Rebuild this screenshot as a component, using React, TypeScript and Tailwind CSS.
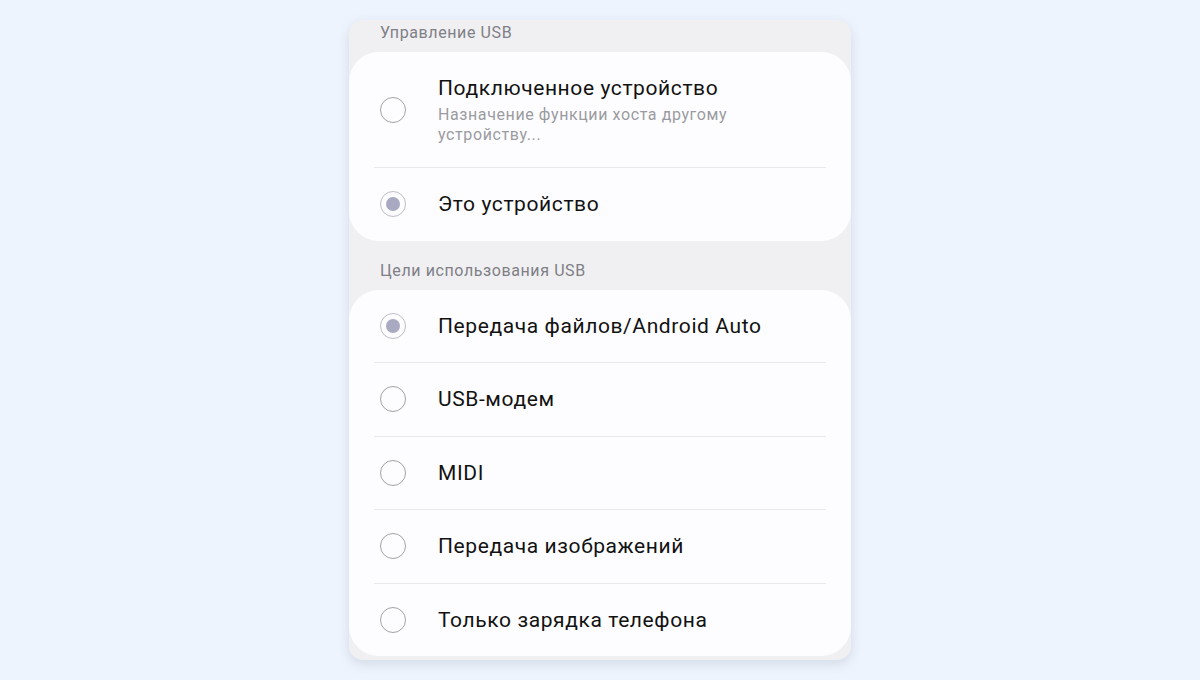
import React from 'react';

interface Option {
  id: string;
  title: string;
  subtitle?: string;
  checked?: boolean;
}

const controlOptions: Option[] = [
  { id: 'host', title: 'Подключенное устройство', subtitle: 'Назначение функции хоста другому устройству...' },
  { id: 'self', title: 'Это устройство', checked: true },
];

const usageOptions: Option[] = [
  { id: 'mtp', title: 'Передача файлов/Android Auto', checked: true },
  { id: 'modem', title: 'USB-модем' },
  { id: 'midi', title: 'MIDI' },
  { id: 'ptp', title: 'Передача изображений' },
  { id: 'charge', title: 'Только зарядка телефона' },
];

function Radio({ checked }: { checked?: boolean }) {
  if (checked) {
    return (
      <div className="w-[26px] h-[26px] shrink-0 rounded-full border-[1.5px] border-[#bdbdc6] flex items-center justify-center">
        <div className="w-[14px] h-[14px] rounded-full bg-[#a9a9c2]" />
      </div>
    );
  }
  return <div className="w-[26px] h-[26px] shrink-0 rounded-full border-[1.5px] border-[#a3a3a6]" />;
}

function Row({ option }: { option: Option }) {
  return (
    <div className={`flex items-center pl-[31px] pr-[25px] ${option.subtitle ? 'pt-[23px] pb-[22px]' : 'h-[72.5px]'}`}>
      <Radio checked={option.checked} />
      <div className="ml-[32px] flex-1">
        <p className="text-[21px] leading-[26px] tracking-[0.6px] text-[#121212]">{option.title}</p>
        {option.subtitle && (
          <p className="mt-[4px] max-w-[310px] text-[16px] leading-[20px] tracking-[0.6px] text-[#9b9b9f]">{option.subtitle}</p>
        )}
      </div>
    </div>
  );
}

function Section({ options }: { options: Option[] }) {
  return (
    <div className="bg-[#fdfdff] rounded-[30px]">
      {options.map((opt, i) => (
        <div key={opt.id}>
          {i > 0 && <div className="mx-[25px] h-px bg-[#e9e9ec]" />}
          <Row option={opt} />
        </div>
      ))}
    </div>
  );
}

export default function App() {
  return (
    <div className="w-[1200px] h-[680px] bg-[#eef4fd] pt-[20px] font-['Roboto',sans-serif]">
      <div className="w-[502px] mx-auto rounded-[14px] bg-[#f0f0f3] pb-[4px] shadow-[0_4px_12px_rgba(60,70,90,0.14)]">
        <p className="pl-[31px] pt-[3px] pb-[9px] text-[16px] leading-[20px] tracking-[0.6px] text-[#7f7f85]">Управление USB</p>
        <Section options={controlOptions} />
        <p className="pl-[31px] pt-[20px] pb-[9px] text-[16px] leading-[20px] tracking-[0.6px] text-[#7f7f85]">Цели использования USB</p>
        <Section options={usageOptions} />
      </div>
    </div>
  );
}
######
Written exercise:
Quote the data above in full, leaving out the pictures it holds.

Exercise output:
Rebuild this screenshot as a component, using React, TypeScript and Tailwind CSS.
import React from 'react';

interface Option {
  id: string;
  title: string;
  subtitle?: string;
  checked?: boolean;
}

const controlOptions: Option[] = [
  { id: 'host', title: 'Подключенное устройство', subtitle: 'Назначение функции хоста другому устройству...' },
  { id: 'self', title: 'Это устройство', checked: true },
];

const usageOptions: Option[] = [
  { id: 'mtp', title: 'Передача файлов/Android Auto', checked: true },
  { id: 'modem', title: 'USB-модем' },
  { id: 'midi', title: 'MIDI' },
  { id: 'ptp', title: 'Передача изображений' },
  { id: 'charge', title: 'Только зарядка телефона' },
];

function Radio({ checked }: { checked?: boolean }) {
  if (checked) {
    return (
      <div className="w-[26px] h-[26px] shrink-0 rounded-full border-[1.5px] border-[#bdbdc6] flex items-center justify-center">
        <div className="w-[14px] h-[14px] rounded-full bg-[#a9a9c2]" />
      </div>
    );
  }
  return <div className="w-[26px] h-[26px] shrink-0 rounded-full border-[1.5px] border-[#a3a3a6]" />;
}

function Row({ option }: { option: Option }) {
  return (
    <div className={`flex items-center pl-[31px] pr-[25px] ${option.subtitle ? 'pt-[23px] pb-[22px]' : 'h-[72.5px]'}`}>
      <Radio checked={option.checked} />
      <div className="ml-[32px] flex-1">
        <p className="text-[21px] leading-[26px] tracking-[0.6px] text-[#121212]">{option.title}</p>
        {option.subtitle && (
          <p className="mt-[4px] max-w-[310px] text-[16px] leading-[20px] tracking-[0.6px] text-[#9b9b9f]">{option.subtitle}</p>
        )}
      </div>
    </div>
  );
}

function Section({ options }: { options: Option[] }) {
  return (
    <div className="bg-[#fdfdff] rounded-[30px]">
      {options.map((opt, i) => (
        <div key={opt.id}>
          {i > 0 && <div className="mx-[25px] h-px bg-[#e9e9ec]" />}
          <Row option={opt} />
        </div>
      ))}
    </div>
  );
}

export default function App() {
  return (
    <div className="w-[1200px] h-[680px] bg-[#eef4fd] pt-[20px] font-['Roboto',sans-serif]">
      <div className="w-[502px] mx-auto rounded-[14px] bg-[#f0f0f3] pb-[4px] shadow-[0_4px_12px_rgba(60,70,90,0.14)]">
        <p className="pl-[31px] pt-[3px] pb-[9px] text-[16px] leading-[20px] tracking-[0.6px] text-[#7f7f85]">Управление USB</p>
        <Section options={controlOptions} />
        <p className="pl-[31px] pt-[20px] pb-[9px] text-[16px] leading-[20px] tracking-[0.6px] text-[#7f7f85]">Цели использования USB</p>
        <Section options={usageOptions} />
      </div>
    </div>
  );
}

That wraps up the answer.